Given task =>
Look through the listing for the word "components". Copy each line that has it.

*** Dataset section

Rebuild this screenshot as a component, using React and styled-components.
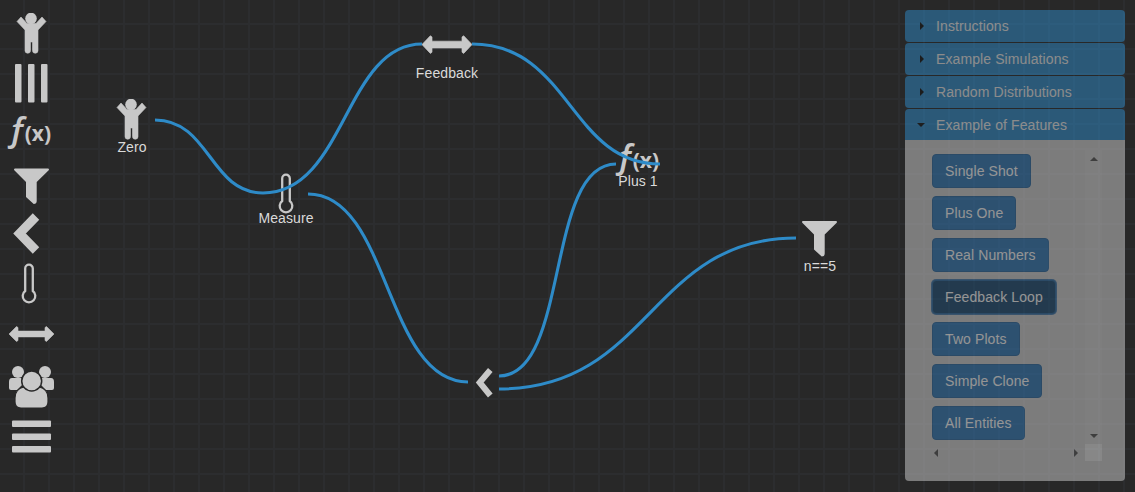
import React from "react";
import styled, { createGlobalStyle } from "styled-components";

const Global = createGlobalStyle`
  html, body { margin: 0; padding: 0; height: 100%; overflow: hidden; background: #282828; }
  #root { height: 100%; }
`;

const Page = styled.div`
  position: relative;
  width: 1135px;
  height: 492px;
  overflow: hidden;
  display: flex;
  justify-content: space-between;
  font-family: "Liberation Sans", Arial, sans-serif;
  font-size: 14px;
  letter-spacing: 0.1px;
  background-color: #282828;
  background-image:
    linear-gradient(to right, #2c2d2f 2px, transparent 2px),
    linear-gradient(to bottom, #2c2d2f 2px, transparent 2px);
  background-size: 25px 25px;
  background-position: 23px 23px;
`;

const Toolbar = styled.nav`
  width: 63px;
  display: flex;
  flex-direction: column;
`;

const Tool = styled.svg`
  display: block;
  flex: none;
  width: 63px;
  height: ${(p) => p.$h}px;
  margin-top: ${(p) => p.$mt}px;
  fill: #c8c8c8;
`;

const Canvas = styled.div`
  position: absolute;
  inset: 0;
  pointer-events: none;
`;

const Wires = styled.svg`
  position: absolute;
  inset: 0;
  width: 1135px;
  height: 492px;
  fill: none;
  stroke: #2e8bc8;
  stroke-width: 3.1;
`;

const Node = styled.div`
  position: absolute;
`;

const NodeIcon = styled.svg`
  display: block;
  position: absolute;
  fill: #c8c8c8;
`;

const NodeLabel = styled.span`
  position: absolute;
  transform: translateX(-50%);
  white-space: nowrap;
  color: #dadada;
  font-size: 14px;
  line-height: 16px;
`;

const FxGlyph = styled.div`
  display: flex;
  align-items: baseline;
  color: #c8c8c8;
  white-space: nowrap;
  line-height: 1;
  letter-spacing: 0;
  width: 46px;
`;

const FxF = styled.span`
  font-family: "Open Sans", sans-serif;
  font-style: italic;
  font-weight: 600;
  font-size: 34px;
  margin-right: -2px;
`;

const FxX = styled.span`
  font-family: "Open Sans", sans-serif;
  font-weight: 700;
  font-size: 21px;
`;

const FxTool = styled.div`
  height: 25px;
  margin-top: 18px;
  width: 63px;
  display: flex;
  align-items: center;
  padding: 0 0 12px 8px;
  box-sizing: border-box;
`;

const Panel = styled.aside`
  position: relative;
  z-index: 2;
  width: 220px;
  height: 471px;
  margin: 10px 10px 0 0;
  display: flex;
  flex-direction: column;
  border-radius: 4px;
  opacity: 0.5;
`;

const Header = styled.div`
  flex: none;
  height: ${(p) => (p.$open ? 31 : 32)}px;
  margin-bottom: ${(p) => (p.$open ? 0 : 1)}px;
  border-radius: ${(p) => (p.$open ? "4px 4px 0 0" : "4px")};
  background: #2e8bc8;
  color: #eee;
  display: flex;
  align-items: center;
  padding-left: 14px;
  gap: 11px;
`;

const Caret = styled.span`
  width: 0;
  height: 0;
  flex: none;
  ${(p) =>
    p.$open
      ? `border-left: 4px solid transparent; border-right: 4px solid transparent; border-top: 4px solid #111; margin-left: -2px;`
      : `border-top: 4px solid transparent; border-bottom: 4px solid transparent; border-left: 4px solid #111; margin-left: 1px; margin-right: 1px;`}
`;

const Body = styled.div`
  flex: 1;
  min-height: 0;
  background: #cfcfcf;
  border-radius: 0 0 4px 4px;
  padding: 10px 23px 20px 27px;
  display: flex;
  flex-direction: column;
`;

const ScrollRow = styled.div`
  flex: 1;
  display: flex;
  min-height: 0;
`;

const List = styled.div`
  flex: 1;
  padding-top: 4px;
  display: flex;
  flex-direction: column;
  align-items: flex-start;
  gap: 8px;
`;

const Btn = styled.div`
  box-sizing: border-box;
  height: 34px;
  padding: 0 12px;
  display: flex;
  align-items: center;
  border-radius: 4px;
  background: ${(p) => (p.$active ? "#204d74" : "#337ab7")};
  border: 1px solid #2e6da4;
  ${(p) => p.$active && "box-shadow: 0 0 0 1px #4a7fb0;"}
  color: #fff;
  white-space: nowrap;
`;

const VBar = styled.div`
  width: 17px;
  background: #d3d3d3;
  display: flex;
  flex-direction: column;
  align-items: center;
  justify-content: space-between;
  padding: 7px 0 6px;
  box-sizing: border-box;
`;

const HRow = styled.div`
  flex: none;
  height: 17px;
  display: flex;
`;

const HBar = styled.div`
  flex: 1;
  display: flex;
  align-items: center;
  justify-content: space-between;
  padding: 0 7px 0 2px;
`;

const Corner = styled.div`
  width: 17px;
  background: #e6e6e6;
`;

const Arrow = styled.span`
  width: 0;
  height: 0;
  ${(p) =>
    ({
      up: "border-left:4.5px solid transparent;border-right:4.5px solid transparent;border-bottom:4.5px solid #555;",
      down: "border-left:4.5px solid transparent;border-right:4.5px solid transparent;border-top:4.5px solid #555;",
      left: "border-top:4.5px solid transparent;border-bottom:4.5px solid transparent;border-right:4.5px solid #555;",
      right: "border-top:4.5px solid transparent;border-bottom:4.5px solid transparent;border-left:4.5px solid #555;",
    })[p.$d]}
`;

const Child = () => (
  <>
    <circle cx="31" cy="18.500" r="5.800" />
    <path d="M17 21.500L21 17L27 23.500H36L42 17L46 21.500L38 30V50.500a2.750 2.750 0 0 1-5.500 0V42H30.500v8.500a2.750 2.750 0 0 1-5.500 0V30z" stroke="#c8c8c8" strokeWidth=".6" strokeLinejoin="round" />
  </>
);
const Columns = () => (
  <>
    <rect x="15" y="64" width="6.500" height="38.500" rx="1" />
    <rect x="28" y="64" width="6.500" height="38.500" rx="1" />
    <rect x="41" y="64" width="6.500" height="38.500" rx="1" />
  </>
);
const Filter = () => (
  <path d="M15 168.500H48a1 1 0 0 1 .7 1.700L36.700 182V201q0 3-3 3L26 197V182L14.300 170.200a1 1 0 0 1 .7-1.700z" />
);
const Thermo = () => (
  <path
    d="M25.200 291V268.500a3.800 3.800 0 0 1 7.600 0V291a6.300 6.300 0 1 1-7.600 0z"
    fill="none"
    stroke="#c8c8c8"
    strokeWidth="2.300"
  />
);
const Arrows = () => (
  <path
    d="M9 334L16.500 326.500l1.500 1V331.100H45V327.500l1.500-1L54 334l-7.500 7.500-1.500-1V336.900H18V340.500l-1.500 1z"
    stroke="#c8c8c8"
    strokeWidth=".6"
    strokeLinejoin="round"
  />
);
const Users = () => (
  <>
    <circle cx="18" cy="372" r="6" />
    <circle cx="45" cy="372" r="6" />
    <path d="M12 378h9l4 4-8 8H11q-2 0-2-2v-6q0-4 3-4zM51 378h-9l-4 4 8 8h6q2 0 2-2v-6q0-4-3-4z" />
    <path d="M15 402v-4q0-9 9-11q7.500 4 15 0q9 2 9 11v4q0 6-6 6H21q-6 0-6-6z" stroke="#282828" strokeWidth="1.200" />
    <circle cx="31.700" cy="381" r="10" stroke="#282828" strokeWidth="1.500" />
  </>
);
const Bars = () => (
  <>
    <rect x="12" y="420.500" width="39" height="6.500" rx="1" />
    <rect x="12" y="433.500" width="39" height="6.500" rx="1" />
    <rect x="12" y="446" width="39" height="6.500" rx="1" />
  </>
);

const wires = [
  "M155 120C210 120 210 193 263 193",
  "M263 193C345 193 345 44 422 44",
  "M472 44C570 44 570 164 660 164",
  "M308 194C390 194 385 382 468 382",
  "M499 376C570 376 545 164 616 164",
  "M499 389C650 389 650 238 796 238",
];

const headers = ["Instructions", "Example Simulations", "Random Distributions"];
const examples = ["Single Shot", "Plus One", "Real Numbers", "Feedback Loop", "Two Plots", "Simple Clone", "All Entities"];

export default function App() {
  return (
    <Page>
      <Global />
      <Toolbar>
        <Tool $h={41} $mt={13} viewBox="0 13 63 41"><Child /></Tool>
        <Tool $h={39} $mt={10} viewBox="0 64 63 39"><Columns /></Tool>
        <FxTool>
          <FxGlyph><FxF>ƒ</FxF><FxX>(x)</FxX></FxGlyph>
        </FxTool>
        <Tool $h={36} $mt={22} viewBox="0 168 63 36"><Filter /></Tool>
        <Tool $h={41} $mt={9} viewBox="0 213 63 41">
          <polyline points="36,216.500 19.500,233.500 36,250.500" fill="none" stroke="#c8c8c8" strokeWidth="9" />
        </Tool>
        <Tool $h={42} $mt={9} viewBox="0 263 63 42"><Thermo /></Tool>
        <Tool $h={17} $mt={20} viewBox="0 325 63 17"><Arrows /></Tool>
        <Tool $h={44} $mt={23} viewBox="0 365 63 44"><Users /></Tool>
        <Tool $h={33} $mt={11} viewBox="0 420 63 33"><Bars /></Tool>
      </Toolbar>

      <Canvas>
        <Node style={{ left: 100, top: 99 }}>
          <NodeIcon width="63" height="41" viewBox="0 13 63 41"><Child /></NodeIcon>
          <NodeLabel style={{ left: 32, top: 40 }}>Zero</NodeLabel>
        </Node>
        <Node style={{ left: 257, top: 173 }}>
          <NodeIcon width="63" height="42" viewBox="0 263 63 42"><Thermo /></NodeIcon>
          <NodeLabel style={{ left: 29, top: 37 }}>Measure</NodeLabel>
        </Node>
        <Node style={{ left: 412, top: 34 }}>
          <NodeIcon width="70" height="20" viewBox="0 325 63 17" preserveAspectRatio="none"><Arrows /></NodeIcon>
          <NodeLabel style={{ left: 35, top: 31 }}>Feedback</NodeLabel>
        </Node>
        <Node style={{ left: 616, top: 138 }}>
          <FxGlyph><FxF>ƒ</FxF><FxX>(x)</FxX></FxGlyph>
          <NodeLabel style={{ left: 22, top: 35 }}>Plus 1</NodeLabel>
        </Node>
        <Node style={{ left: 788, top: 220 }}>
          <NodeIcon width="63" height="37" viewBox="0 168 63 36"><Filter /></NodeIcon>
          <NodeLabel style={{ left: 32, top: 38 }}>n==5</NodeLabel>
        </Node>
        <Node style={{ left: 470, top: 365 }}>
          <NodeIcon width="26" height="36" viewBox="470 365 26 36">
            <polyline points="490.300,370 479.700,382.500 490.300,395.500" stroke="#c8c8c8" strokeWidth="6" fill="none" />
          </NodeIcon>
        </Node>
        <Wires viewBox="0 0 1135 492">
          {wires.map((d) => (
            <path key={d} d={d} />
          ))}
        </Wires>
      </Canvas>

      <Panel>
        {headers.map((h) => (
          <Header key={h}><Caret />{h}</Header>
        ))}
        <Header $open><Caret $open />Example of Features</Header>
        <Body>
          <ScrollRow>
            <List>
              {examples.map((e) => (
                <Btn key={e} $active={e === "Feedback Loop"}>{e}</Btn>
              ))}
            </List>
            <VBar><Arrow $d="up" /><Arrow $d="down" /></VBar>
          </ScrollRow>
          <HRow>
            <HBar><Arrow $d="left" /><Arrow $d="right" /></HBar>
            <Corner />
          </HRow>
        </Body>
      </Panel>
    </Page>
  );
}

******

Correct result =>
Rebuild this screenshot as a component, using React and styled-components.
import styled, { createGlobalStyle } from "styled-components";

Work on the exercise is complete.